As the Raffles Singapore closes for its second major renovation in 2017, 130 years after its opening, an icon of the hospitality industry fades behind the construction walls filled with historical anecdotes, interesting facts and glamour. This Singapore icon, a brand named the Finest hotel of the East, has a rich heritage filled with fascinating stories.
Ever since I stayed there, I have found the Raffles Singapore magical. The fabulous hotel remained a heritage building like no other until its renovation. It was, possibly, the only of its kind in the world.
With its large box TV sets, clinking pipes and professional butlers who had made a life career out of taking care of guests, stepping into one of the Raffles Singapore colonial rooms was like going back in time. The Raffles Singapore story is unique.
So, to pay it tribute while it comes back as a fully renovated gem, I wanted to write a story with the most interesting facts. Here are six of the most fascinating facts about the Raffles Singapore. Here are more 5 star hotel choices for your luxe stay in Singapore.
- When it opened, the Raffles Singapore was on a simple bungalow on the beach
- The last tiger in Singapore was killed at the Bar & Billiard Room at Raffles Singapore
- The most magnificent hotel of the East
- The birthplace of the Singapore Sing
- The Raffles Singapore: A Japanese Inn
- The longest list of celebrities and royalty of any other hotel
When it opened, the Raffles Singapore was on a simple bungalow on the beach
Visiting Singapore today it is almost impossible to imagine that the Raffles, now well inland, opened its door in 1887 to the South China Sea. When the Sarkies Brothers, founders of other legendary hotels in Asia like The Strand in Yangon, welcomed the first guests to Raffles Singapore, the hotel only had 10 rooms and was housed in an old bungalow.
Today’s Victorian building dates from the last year of the 19th century. At the time, the most fabled hotel of the East used to be located by the beach.
The last tiger in Singapore was killed at the Bar & Billiard Room at Raffles Singapore
Singapore’s last known tiger died in 1902 at the Raffles Hotel when it was trying to seek refuge at the Bar & Billiard room.
The link between the Raffles and tigers did not end there. The hotel celebrated 100 years a year early in 1986 to coincide with the year of the tiger and a live one was photographed at the Billiard Room on the first day of the year.
The most magnificent hotel of the East
When the Raffles Singapore opened the Bras Basah wing in 1904 that it became “the most magnificent hotel East of the Suez Canal”, a title that it has maintained until today. The hotel’s expansion also brought a few modernities to Singapore for the first time, like electric lights and fans. Even with all the changes, it’s still one of the most Instagrammble hotels in Singapore.

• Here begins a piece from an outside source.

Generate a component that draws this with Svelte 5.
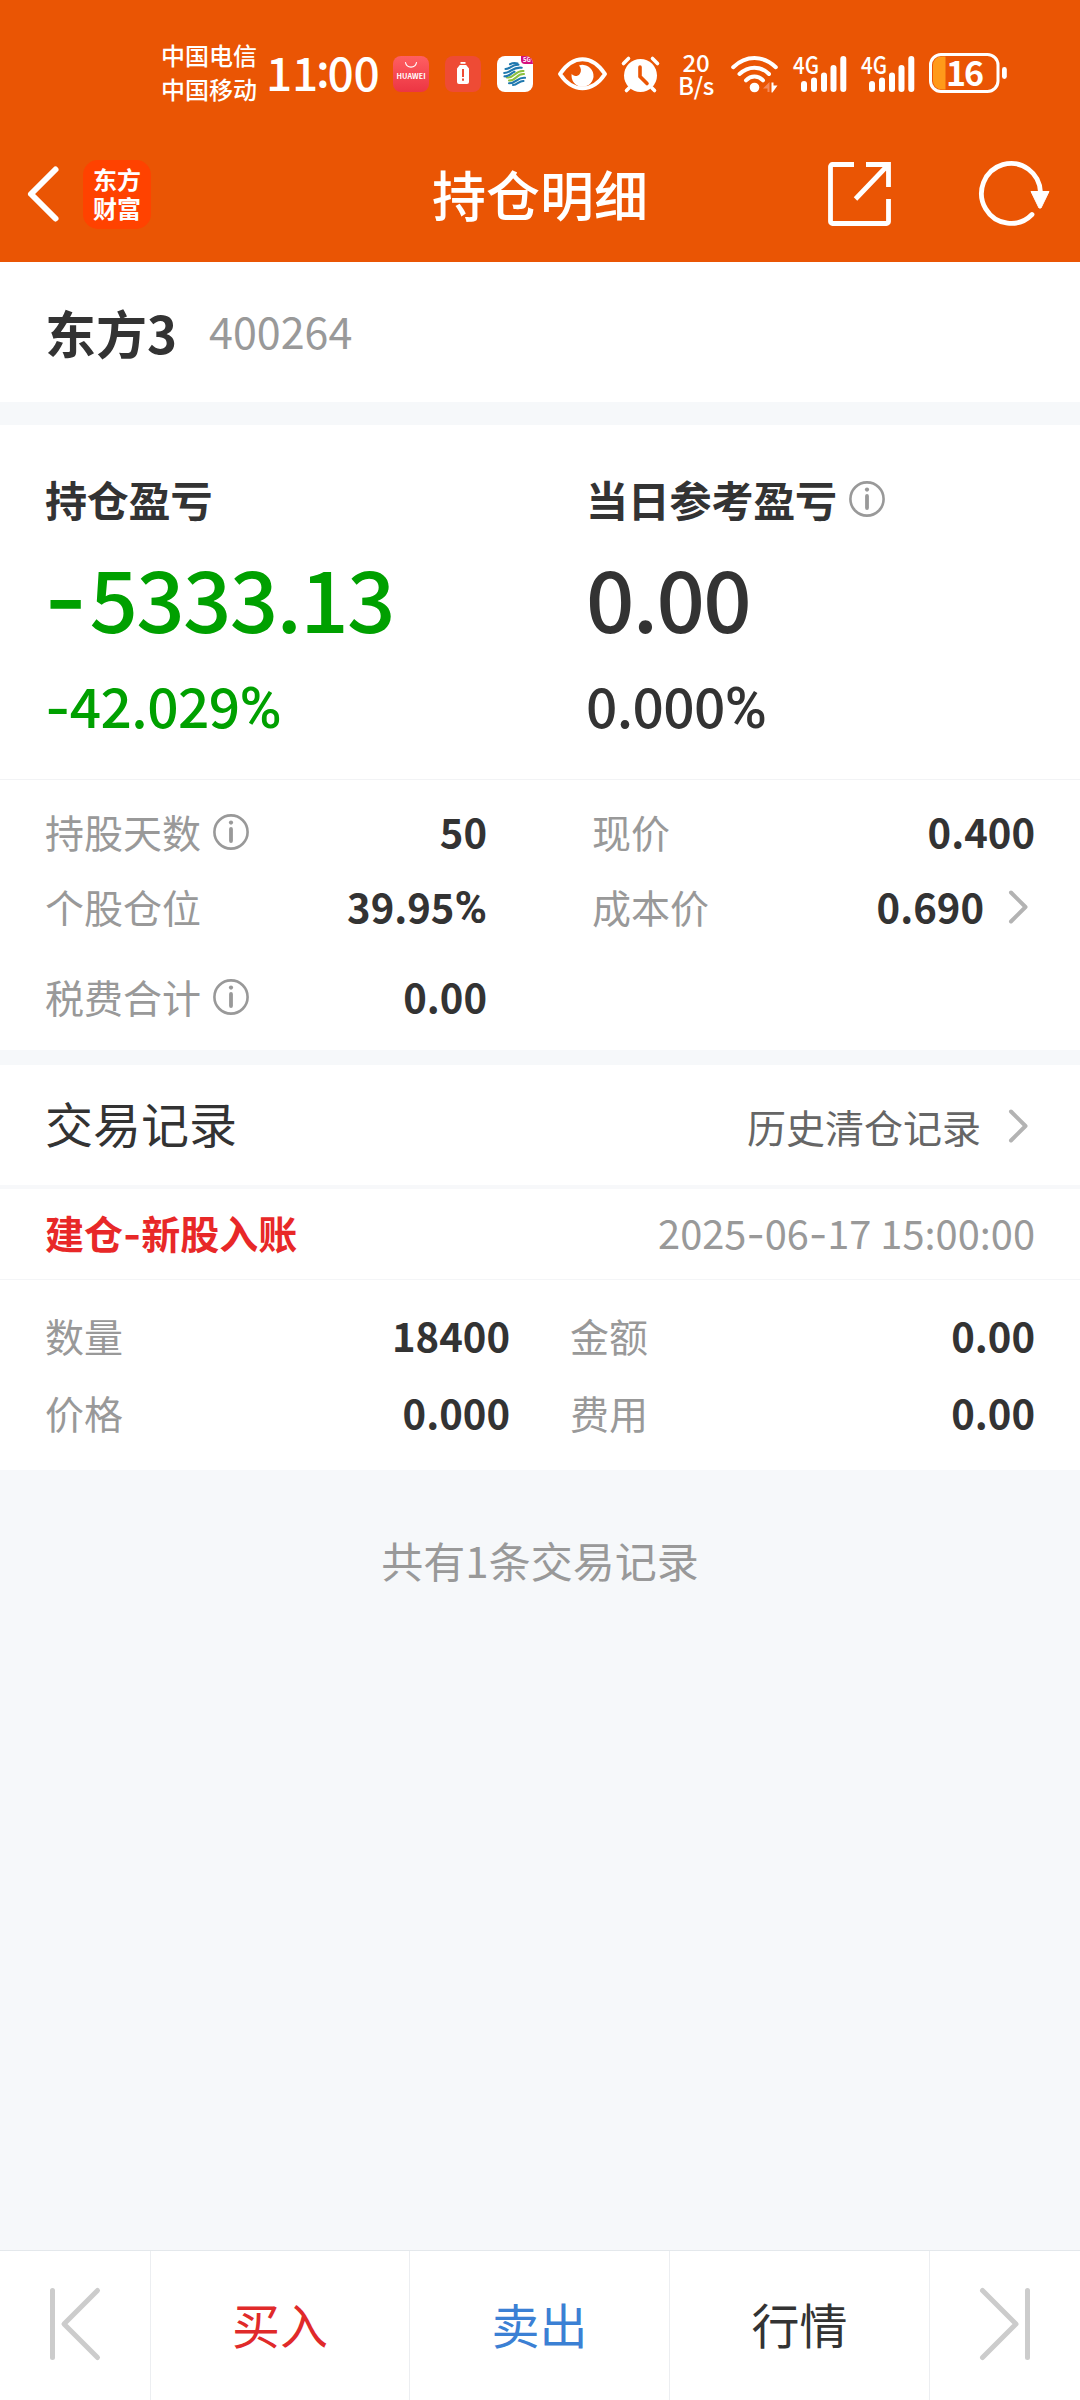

The birthplace of the Singapore Sing
The Singapore Sling is the country’s most famous cocktail and it has been served at the Raffles since 1915, when Hainanese bartender Ngiam Tong Boon invented the mix to allow women to drink in public with what looked like a juice.
The Long Bar used to serve hundreds of Singapore Slings a day while guests snacked on peanuts and threw the shells on the floor, but it was not the original house of the cocktail. The Long Bar only opened in 1960s as a counter to the ballroom and moved to its last location in 1989 after the hotel’s first restoration.
The cocktail is so iconic that, for its 100th anniversary, a special Raffles 1915 gin was created.
The Raffles Singapore: A Japanese Inn
In 1941, when WWII arrived in Singapore, the Japanese invaded the country and named the Raffles Hotel Syonan Ryokan, the “Light of the South Hotel”.
The longest list of celebrities and royalty of any other hotel
Not a lot of hotels can claim to have hosted big names from Kipling to Chaplin, Queen Elizabeth, Ava Garner, Elizabeth Taylor and Michael Jackson.